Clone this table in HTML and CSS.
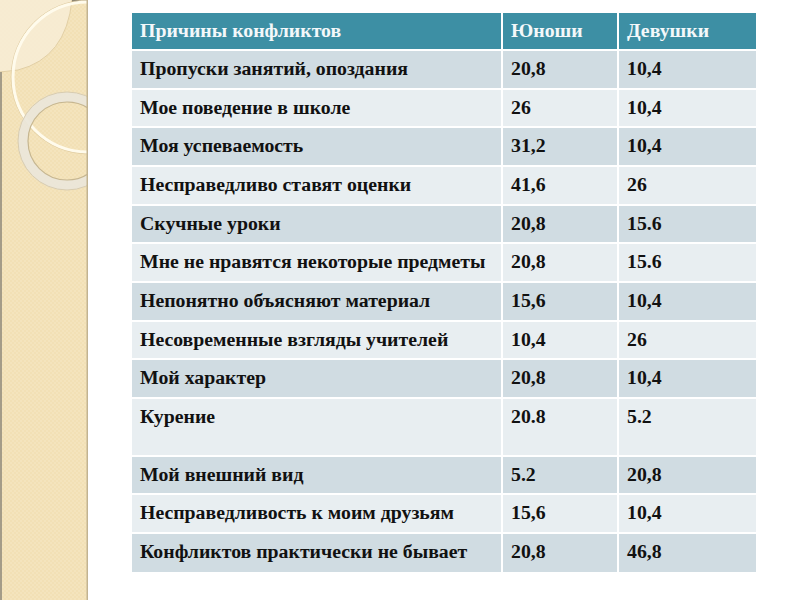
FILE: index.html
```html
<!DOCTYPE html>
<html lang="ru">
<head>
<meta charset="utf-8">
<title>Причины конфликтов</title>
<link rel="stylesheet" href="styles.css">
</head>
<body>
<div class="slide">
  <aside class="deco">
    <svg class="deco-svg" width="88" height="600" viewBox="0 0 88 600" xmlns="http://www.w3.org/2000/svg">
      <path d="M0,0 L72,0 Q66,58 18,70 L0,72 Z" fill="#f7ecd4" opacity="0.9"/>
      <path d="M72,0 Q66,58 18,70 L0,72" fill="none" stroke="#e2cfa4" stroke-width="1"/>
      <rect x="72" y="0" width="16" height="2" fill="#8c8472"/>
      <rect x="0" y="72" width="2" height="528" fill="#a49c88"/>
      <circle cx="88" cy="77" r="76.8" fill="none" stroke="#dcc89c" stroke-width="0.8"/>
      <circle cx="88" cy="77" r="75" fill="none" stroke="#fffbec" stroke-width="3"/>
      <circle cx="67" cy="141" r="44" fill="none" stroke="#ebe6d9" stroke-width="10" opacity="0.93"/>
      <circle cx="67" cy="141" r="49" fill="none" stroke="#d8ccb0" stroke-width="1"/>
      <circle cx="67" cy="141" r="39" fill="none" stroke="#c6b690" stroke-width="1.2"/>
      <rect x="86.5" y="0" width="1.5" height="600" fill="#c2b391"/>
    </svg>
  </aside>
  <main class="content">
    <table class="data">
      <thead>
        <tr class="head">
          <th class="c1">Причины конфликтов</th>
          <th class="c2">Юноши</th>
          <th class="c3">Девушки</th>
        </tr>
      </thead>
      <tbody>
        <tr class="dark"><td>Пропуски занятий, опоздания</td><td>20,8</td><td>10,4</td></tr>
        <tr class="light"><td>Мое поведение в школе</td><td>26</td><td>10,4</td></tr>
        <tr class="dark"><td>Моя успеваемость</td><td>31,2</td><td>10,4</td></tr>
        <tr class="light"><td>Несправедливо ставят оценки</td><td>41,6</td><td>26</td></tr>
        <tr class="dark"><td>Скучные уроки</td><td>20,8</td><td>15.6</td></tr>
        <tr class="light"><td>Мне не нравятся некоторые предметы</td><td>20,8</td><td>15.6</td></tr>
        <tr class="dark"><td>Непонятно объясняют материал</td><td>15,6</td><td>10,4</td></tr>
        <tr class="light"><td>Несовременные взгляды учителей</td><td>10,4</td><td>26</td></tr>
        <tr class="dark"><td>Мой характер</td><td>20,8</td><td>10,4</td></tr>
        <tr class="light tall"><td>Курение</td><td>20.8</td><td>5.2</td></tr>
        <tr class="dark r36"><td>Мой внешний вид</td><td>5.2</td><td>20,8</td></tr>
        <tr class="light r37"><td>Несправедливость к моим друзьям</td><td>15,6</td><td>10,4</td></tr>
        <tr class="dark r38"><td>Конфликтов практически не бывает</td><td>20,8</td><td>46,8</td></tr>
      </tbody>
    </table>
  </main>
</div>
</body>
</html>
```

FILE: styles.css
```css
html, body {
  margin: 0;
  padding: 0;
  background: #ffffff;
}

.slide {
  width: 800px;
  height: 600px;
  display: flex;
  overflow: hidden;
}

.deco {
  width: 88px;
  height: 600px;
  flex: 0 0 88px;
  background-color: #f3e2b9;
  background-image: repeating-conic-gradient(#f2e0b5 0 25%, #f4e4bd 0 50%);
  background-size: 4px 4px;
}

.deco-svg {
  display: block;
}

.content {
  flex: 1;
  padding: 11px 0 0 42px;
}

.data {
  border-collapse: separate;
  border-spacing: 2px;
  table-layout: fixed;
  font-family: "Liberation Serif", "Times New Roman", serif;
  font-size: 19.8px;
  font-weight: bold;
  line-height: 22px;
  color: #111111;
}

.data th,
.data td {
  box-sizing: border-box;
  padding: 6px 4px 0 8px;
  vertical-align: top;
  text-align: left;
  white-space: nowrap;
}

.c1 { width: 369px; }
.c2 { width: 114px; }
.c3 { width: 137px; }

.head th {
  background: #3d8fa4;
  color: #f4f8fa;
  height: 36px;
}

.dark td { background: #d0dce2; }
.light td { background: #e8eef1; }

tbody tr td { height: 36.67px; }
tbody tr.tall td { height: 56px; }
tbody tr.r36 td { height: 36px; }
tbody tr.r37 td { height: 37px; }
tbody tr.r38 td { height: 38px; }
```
————
REQUIREMENTS: Copy out every line of the data that includes "table".

RESPONSE:
Clone this table in HTML and CSS.
    <table class="data">
    </table>
  table-layout: fixed;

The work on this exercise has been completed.